Vigil - a self-hosted dashboard that watches your Docker images
Vigil - a self-hosted dashboard that watches your Docker images
Sorry, but you have posted only 1 sentence about the project and not even a link to the project.
Additional with the
scripts—basically “em dash” which is really popular among llm generated texts, i get a bad feeling about it.
I think it’s awesome that you’re trying to get into larger scale software development. Agentic coding can do some amazing stuff, but it takes experience and knowledge to keep it going down good path. I think this can be a good learning opportunity to level up your own skills. Something I would suggest doing is instruct Claude with something like:
You are an experienced Senior Software Engineer that is an expert in web and backend technologies like Python, Typescript, Node and React. You are being brought in to analyze and productionize a prototype application. Please explore this project and plan out a workstream to level up this prototype so that it is production ready. First you should establish some research topics and write them to "docs/research/{date}-{topic-name}.md". After that, launch some FOREGROUND general-purpose agents to handle researching these topics in parallel. Once completed these general-purpose agents should write their findings to their original docs/research/{date}-{topic-name}.md.Once it’s conducted all the research, take a look at the documents that it writes. And if you have questions about the research results/decisions, have Claude explain.
for a very long time it was not only possible for experts. like, I would say the last 10-15 years, maybe even more. It’s very harmful that people can now create things they don’t even know how to check what it does, and they just assume this “sentient thing” actually produced what you wanted with no major flaws. thing is, you (or anyone else vibecoding things) won’t be able to determine what is good or bad without taking the time and learning the building blocks, learning how they work and how they are supposed to be used.

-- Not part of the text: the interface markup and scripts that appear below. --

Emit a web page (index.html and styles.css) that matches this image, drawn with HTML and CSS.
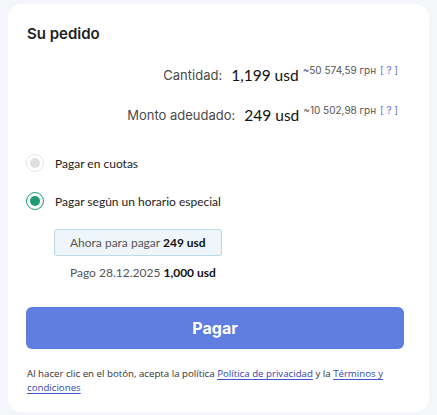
FILE: index.html
```html
<!DOCTYPE html>
<html lang="es">
<head>
<meta charset="utf-8">
<link rel="stylesheet" href="styles.css">
</head>
<body>
<div class="card">
  <h2 class="title">Su pedido</h2>
  <div class="sum-row">
    <span class="label">Cantidad:</span>
    <span class="amount">1,199 usd</span>
    <span class="conv">~50 574,59 грн <a class="help">[ ? ]</a></span>
  </div>
  <div class="sum-row second">
    <span class="label">Monto adeudado:</span>
    <span class="amount">249 usd</span>
    <span class="conv">~10 502,98 грн <a class="help">[ ? ]</a></span>
  </div>

  <div class="options">
    <label class="option disabled">
      <span class="radio"></span>
      <span class="opt-text">Pagar en cuotas</span>
    </label>
    <label class="option checked">
      <span class="radio"></span>
      <span class="opt-text">Pagar según un horario especial</span>
    </label>
  </div>

  <div class="schedule">
    <div class="now-box">Ahora para pagar <b>249 usd</b></div>
    <div class="later">Pago 28.12.2025 <b>1,000 usd</b></div>
  </div>

  <button class="pay">Pagar</button>

  <p class="terms">Al hacer clic en el botón, acepta la política <a>Política de privacidad</a> y la <a>Términos y</a><br><a>condiciones</a></p>
</div>
</body>
</html>
```

FILE: styles.css
```css
html, body {
  margin: 0;
  padding: 0;
  background: #f4f6f9;
}
body {
  padding: 4px 8px 3px;
  font-family: Inter, "Liberation Sans", sans-serif;
}
.card {
  background: #fff;
  border-radius: 14px;
  padding: 20px 25px 18px 18px;
  height: 408px;
  box-sizing: border-box;
}
.title {
  margin: 0 0 0 1px;
  font-size: 15px;
  line-height: 20px;
  font-weight: 600;
  color: #222;
}
.sum-row {
  display: flex;
  justify-content: flex-end;
  align-items: flex-start;
  margin: 21px 6px 0 0;
  height: 20px;
}
.sum-row.second {
  margin-top: 20px;
}
.label {
  font-size: 13px;
  line-height: 20px;
  color: #4a4a4a;
  margin-right: 9px;
}
.amount {
  font-family: Lato, sans-serif;
  font-size: 15.5px;
  line-height: 20px;
  color: #111;
  margin-right: 4px;
}
.conv {
  font-size: 10px;
  line-height: 12px;
  color: #555;
  margin-top: -1px;
}
.help {
  color: #6470f2;
  margin-left: 1px;
}
.options {
  margin-top: 29px;
  display: flex;
  flex-direction: column;
  gap: 20px;
}
.option {
  display: flex;
  align-items: center;
  gap: 11px;
  font-family: Lato, sans-serif;
  font-size: 12px;
  color: #222;
  height: 18px;
}
.radio {
  width: 18px;
  height: 18px;
  box-sizing: border-box;
  border-radius: 50%;
  position: relative;
  flex: none;
}
.radio::after {
  content: "";
  position: absolute;
  left: 2.5px;
  top: 2.5px;
  width: 10px;
  height: 10px;
  border-radius: 50%;
}
.disabled .radio {
  border: 1.5px solid #e6e6e6;
}
.disabled .radio::after {
  background: #dedede;
}
.checked .radio {
  border: 1.5px solid #1f9d6e;
}
.checked .radio::after {
  background: #1f9d6e;
}
.schedule {
  margin: 19px 0 0 28px;
  font-family: Lato, sans-serif;
  font-size: 12px;
  color: #555;
}
.schedule b {
  color: #111;
  font-weight: 700;
}
.now-box {
  display: inline-block;
  box-sizing: border-box;
  height: 27px;
  line-height: 25px;
  padding: 0 15px;
  border: 1px solid #bcd9ec;
  border-radius: 3px;
  background: #eef6fb;
}
.later {
  margin: 8px 0 0 16px;
  line-height: 18px;
}
.pay {
  display: block;
  width: 100%;
  height: 42px;
  margin-top: 25px;
  border: 0;
  border-radius: 6px;
  background: #607de0;
  color: #fff;
  font-family: Inter, sans-serif;
  font-size: 16px;
  font-weight: 700;
}
.terms {
  margin: 18px 0 0 1px;
  font-family: "Open Sans", sans-serif;
  font-size: 9.7px;
  line-height: 13.5px;
  color: #333;
}
.terms a {
  color: #3446b0;
  text-decoration: underline;
  text-decoration-color: #3f55d6;
  text-underline-offset: 2px;
}
```
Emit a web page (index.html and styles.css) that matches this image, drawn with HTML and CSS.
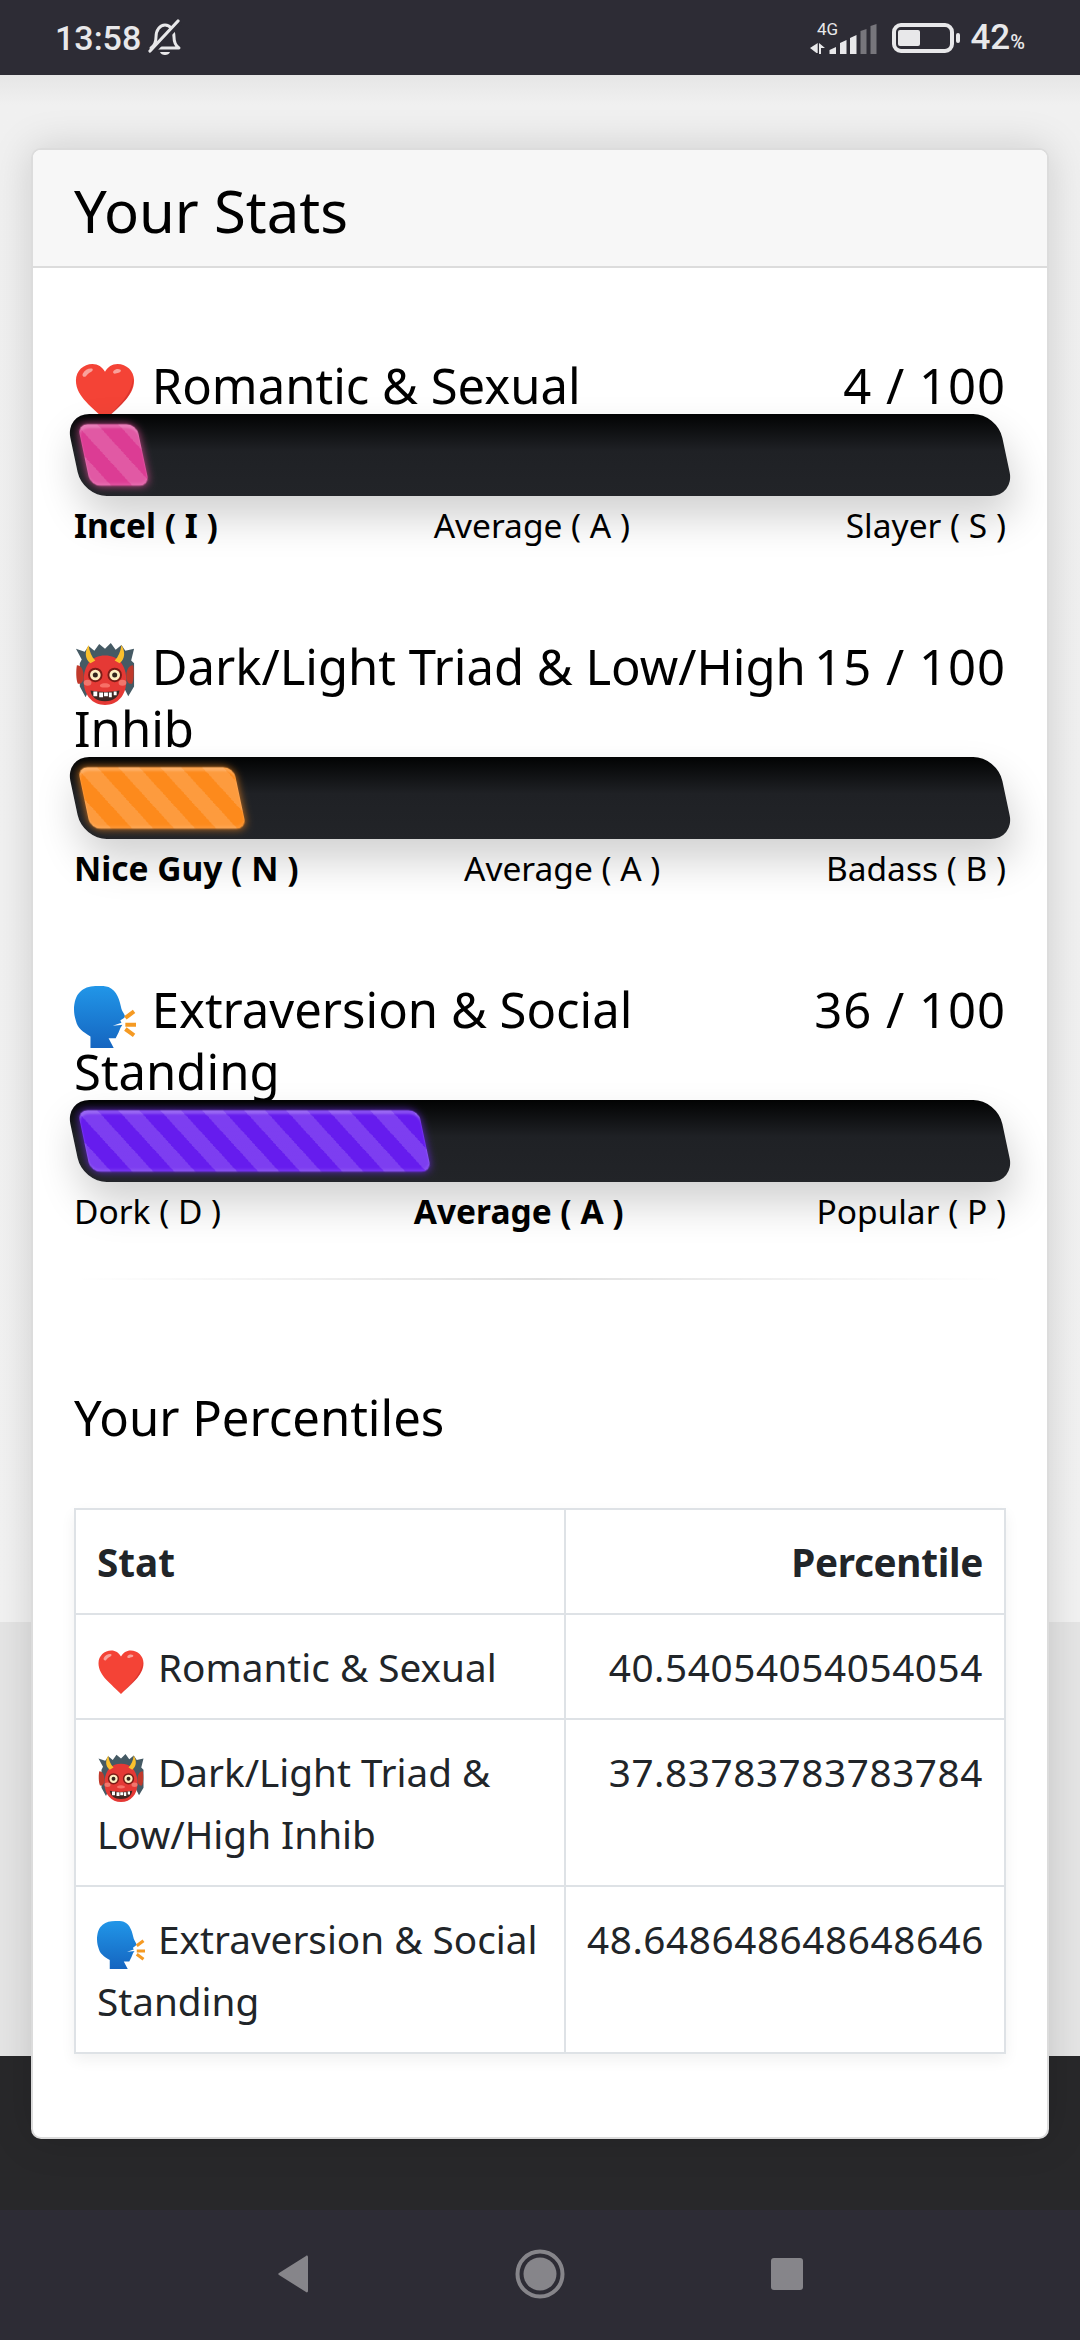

also your comments look like AI generated comments, fake enthusiasm and all the rest. it does not inspire much confidence
I appreciate you being honest in your response here.
I’d recommend adding this disclaimer to the post text and repo readme for complete transparency, and so anyone who doesn’t want to use AI-generated projects can move on without creating arguments in the comments.
There are many genuine reasons to not trust code generated by LLMs, especially with anything network-connected or handling important data, so it’s important to be upfront about it.